• WORK TO BE COMPLETED: Here are records with pictures in them. Copy all of them exactly and leave the pictures out.
══════════════════════════════
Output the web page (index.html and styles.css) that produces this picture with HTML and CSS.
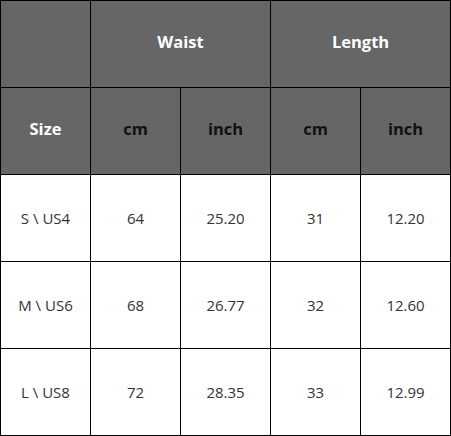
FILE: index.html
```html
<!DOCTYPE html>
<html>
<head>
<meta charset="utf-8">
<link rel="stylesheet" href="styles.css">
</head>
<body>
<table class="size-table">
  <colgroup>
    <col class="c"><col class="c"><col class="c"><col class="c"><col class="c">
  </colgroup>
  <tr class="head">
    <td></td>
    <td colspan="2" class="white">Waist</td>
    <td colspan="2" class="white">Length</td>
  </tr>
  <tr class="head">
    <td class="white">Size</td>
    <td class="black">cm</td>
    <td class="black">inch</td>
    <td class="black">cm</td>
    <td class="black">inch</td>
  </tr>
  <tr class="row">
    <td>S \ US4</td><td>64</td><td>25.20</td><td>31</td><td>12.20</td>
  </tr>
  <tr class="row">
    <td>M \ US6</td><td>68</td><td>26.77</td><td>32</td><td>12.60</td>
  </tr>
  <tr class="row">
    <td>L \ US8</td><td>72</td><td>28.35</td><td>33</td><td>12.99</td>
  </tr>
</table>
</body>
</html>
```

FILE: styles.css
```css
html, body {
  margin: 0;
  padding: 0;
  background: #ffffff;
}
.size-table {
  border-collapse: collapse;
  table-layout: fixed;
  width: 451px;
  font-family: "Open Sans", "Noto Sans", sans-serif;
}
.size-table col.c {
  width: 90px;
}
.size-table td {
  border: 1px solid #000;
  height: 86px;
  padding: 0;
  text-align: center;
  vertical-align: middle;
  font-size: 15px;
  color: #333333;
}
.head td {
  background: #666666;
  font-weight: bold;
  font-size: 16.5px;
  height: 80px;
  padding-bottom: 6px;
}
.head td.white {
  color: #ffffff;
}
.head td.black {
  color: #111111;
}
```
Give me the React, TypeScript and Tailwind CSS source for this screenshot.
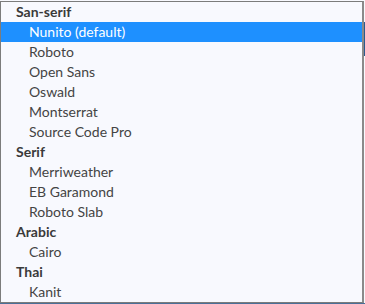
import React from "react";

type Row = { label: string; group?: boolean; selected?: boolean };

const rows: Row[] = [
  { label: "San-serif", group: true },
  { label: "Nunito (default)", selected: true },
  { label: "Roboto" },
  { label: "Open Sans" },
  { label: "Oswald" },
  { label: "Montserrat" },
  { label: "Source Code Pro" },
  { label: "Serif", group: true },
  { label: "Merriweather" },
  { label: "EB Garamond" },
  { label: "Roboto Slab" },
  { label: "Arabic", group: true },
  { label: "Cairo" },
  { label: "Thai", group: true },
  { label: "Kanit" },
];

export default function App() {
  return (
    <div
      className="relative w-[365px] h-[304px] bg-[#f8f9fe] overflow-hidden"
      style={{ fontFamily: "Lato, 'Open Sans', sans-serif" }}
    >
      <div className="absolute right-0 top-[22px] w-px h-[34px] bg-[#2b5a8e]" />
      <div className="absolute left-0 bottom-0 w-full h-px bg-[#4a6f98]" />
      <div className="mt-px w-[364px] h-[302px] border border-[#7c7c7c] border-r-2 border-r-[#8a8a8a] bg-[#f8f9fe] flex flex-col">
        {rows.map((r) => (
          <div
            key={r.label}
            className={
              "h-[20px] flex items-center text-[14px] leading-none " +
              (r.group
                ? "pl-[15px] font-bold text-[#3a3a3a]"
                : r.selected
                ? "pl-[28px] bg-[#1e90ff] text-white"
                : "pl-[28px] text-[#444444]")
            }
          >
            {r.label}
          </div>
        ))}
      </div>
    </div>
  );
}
══════════════════════════════
• WRITTEN RESPONSE:
Output the web page (index.html and styles.css) that produces this picture with HTML and CSS.
FILE: index.html
```html
<!DOCTYPE html>
<html>
<head>
<meta charset="utf-8">
<link rel="stylesheet" href="styles.css">
</head>
<body>
<table class="size-table">
  <colgroup>
    <col class="c"><col class="c"><col class="c"><col class="c"><col class="c">
  </colgroup>
  <tr class="head">
    <td></td>
    <td colspan="2" class="white">Waist</td>
    <td colspan="2" class="white">Length</td>
  </tr>
  <tr class="head">
    <td class="white">Size</td>
    <td class="black">cm</td>
    <td class="black">inch</td>
    <td class="black">cm</td>
    <td class="black">inch</td>
  </tr>
  <tr class="row">
    <td>S \ US4</td><td>64</td><td>25.20</td><td>31</td><td>12.20</td>
  </tr>
  <tr class="row">
    <td>M \ US6</td><td>68</td><td>26.77</td><td>32</td><td>12.60</td>
  </tr>
  <tr class="row">
    <td>L \ US8</td><td>72</td><td>28.35</td><td>33</td><td>12.99</td>
  </tr>
</table>
</body>
</html>
```

FILE: styles.css
```css
html, body {
  margin: 0;
  padding: 0;
  background: #ffffff;
}
.size-table {
  border-collapse: collapse;
  table-layout: fixed;
  width: 451px;
  font-family: "Open Sans", "Noto Sans", sans-serif;
}
.size-table col.c {
  width: 90px;
}
.size-table td {
  border: 1px solid #000;
  height: 86px;
  padding: 0;
  text-align: center;
  vertical-align: middle;
  font-size: 15px;
  color: #333333;
}
.head td {
  background: #666666;
  font-weight: bold;
  font-size: 16.5px;
  height: 80px;
  padding-bottom: 6px;
}
.head td.white {
  color: #ffffff;
}
.head td.black {
  color: #111111;
}
```
Give me the React, TypeScript and Tailwind CSS source for this screenshot.
import React from "react";

type Row = { label: string; group?: boolean; selected?: boolean };

const rows: Row[] = [
  { label: "San-serif", group: true },
  { label: "Nunito (default)", selected: true },
  { label: "Roboto" },
  { label: "Open Sans" },
  { label: "Oswald" },
  { label: "Montserrat" },
  { label: "Source Code Pro" },
  { label: "Serif", group: true },
  { label: "Merriweather" },
  { label: "EB Garamond" },
  { label: "Roboto Slab" },
  { label: "Arabic", group: true },
  { label: "Cairo" },
  { label: "Thai", group: true },
  { label: "Kanit" },
];

export default function App() {
  return (
    <div
      className="relative w-[365px] h-[304px] bg-[#f8f9fe] overflow-hidden"
      style={{ fontFamily: "Lato, 'Open Sans', sans-serif" }}
    >
      <div className="absolute right-0 top-[22px] w-px h-[34px] bg-[#2b5a8e]" />
      <div className="absolute left-0 bottom-0 w-full h-px bg-[#4a6f98]" />
      <div className="mt-px w-[364px] h-[302px] border border-[#7c7c7c] border-r-2 border-r-[#8a8a8a] bg-[#f8f9fe] flex flex-col">
        {rows.map((r) => (
          <div
            key={r.label}
            className={
              "h-[20px] flex items-center text-[14px] leading-none " +
              (r.group
                ? "pl-[15px] font-bold text-[#3a3a3a]"
                : r.selected
                ? "pl-[28px] bg-[#1e90ff] text-white"
                : "pl-[28px] text-[#444444]")
            }
          >
            {r.label}
          </div>
        ))}
      </div>
    </div>
  );
}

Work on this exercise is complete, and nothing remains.